A - Wheel                               I - Treadle connection
B - Drive Band                       J - Treadle bar
C - Flyer assembly                K - Table
D - Maiden                             L - Distaff
E - Bearings
F - Tension Screw
G - Treadle
H - Footman

 

The Museum is fortunate to have five completely different spinning wheels in our collection.  Four variations of the great wheel and one flax wheel.  Most wheels can spin wool or cotton, but flax requires a double-drive wheel with a distaff (holds the unspun fibers to keep them untangled) and a foot/breaking system. 

 

The elegant “Sherman” Wheel (pictured to the right) was acquired by Miss Anna Ward Craun, as a child, for ten-cents (of her own money) from the George Frederick Sherman estate sale in the early 1900’s.
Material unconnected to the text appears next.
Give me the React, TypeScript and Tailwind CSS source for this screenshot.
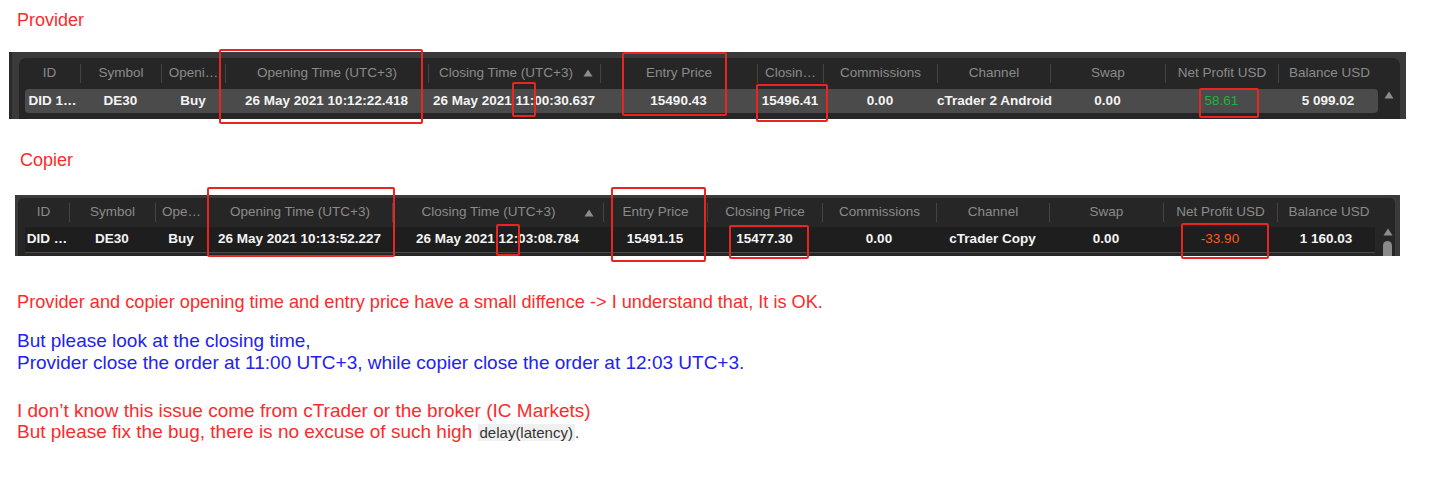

Anna later married Welford Ashton Sherman, Sr., thus bringing this heirloom back into the family, still treasured in beautiful condition.
 

 

Our most recent acquisition was this smaller wheel from the estate of Patricia Hurst, through her grandson, Norman R. Hurst.  (pictured to the left)  The holes in the three legs and the peg on the braking system indicate that at some point there was a treadle system, which means this was a flax wheel during its lifetime.  The wheel had originally belonged to her grandmother, Bertha Lawson and was passed then to Daisy Lawson Zelder Johnson, then to Patricia. 

 

 

Transforming the hair-like flax plant fibers into linen was a laborious and complex process. It was much easier to process sheep’s wool into yarn so flax spinning was not common in Colonial America and usually produced in small quantities for domestic use.  Just prior to the American Revolution, patriotic women would gather for spinning bees to produce “homespun” for clothing during the boycotts of English goods.